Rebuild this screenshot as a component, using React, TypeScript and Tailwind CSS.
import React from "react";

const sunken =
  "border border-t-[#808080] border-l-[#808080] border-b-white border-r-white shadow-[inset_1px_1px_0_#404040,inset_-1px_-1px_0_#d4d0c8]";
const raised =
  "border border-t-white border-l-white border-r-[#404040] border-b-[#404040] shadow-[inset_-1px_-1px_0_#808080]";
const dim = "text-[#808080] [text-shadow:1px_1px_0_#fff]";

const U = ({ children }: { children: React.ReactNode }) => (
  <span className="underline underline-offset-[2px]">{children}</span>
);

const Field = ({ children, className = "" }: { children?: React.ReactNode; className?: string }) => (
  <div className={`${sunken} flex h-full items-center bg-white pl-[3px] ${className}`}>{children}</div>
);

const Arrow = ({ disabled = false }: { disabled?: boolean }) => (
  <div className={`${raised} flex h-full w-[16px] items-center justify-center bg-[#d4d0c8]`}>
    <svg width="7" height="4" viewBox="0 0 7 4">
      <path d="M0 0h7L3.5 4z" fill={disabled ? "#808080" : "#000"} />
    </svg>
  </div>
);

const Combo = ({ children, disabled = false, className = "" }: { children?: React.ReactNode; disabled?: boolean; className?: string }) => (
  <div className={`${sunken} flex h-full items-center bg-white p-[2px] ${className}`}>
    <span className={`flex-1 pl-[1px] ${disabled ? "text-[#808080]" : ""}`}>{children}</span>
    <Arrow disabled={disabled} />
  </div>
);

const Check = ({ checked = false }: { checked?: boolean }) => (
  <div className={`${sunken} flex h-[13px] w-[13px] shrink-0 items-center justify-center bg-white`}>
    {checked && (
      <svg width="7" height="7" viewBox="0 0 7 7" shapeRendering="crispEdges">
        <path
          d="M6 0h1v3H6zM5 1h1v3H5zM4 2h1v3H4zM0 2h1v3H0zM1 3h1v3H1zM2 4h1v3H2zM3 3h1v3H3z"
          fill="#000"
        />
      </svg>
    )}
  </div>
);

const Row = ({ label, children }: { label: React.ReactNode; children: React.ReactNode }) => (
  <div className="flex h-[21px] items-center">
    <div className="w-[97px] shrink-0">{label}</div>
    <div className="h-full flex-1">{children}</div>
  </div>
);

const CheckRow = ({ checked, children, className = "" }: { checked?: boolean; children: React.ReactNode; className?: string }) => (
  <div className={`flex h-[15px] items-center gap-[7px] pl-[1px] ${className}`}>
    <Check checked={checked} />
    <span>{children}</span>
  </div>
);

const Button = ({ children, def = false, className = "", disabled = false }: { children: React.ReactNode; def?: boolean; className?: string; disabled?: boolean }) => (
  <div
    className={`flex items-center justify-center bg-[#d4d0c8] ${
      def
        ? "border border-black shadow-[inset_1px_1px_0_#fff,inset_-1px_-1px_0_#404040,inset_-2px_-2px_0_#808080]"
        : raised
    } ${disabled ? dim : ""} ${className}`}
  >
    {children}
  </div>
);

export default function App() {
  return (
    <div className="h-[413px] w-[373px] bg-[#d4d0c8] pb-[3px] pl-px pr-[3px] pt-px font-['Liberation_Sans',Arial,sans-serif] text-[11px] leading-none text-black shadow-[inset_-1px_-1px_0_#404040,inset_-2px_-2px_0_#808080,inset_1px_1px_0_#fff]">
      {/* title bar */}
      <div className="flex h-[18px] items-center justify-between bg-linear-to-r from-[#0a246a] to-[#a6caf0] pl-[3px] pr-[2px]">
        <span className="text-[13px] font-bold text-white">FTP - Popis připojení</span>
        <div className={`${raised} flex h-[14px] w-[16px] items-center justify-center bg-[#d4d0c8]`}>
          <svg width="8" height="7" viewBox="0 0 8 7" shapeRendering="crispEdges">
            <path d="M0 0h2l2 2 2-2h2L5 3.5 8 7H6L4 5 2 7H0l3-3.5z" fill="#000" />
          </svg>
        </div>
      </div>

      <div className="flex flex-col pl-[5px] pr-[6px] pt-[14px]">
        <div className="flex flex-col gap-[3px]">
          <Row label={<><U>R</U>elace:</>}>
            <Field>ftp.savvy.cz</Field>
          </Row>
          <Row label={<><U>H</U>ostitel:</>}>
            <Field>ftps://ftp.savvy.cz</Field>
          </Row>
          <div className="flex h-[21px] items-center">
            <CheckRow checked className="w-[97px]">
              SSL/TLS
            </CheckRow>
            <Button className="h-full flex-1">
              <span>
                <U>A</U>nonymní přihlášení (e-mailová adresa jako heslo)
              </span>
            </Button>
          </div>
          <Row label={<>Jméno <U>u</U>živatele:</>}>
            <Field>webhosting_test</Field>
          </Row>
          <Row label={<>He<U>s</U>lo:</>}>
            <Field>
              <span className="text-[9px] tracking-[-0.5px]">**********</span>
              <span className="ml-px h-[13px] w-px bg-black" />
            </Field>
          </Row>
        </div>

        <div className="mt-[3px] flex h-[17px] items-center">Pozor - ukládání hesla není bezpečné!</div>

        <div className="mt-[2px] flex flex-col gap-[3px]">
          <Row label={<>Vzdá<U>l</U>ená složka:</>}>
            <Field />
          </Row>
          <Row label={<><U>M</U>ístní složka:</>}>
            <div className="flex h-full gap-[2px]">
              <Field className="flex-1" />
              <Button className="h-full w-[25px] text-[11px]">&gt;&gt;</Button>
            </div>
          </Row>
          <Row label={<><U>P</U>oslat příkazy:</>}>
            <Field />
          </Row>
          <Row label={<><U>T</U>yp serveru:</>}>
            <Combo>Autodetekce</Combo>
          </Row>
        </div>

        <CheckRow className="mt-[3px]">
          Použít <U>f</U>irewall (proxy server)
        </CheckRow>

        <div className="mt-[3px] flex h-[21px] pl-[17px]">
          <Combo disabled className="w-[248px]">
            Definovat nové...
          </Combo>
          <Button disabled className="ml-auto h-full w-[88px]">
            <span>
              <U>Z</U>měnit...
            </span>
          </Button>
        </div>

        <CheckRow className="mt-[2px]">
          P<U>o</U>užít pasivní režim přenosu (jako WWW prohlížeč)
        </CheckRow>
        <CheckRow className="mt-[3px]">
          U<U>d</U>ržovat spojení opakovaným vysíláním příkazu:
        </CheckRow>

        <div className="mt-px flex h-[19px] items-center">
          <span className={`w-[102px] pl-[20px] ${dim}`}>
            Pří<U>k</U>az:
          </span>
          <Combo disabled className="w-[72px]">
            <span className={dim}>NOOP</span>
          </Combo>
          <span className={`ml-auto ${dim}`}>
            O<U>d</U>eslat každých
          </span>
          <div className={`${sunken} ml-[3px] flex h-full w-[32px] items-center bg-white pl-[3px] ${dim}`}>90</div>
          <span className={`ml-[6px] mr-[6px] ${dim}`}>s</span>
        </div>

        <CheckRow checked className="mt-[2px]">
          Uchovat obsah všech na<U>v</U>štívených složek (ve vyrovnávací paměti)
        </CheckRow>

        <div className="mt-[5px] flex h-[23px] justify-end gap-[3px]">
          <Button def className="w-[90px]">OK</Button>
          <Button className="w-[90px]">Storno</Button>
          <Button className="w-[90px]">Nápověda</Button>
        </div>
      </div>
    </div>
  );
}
====================
TASK TO COMPLETE - From the very first line of the data through the line with "import React from" in it, please reproduce each line exactly and output nothing more.

FULL OUTPUT -
Rebuild this screenshot as a component, using React, TypeScript and Tailwind CSS.
import React from "react";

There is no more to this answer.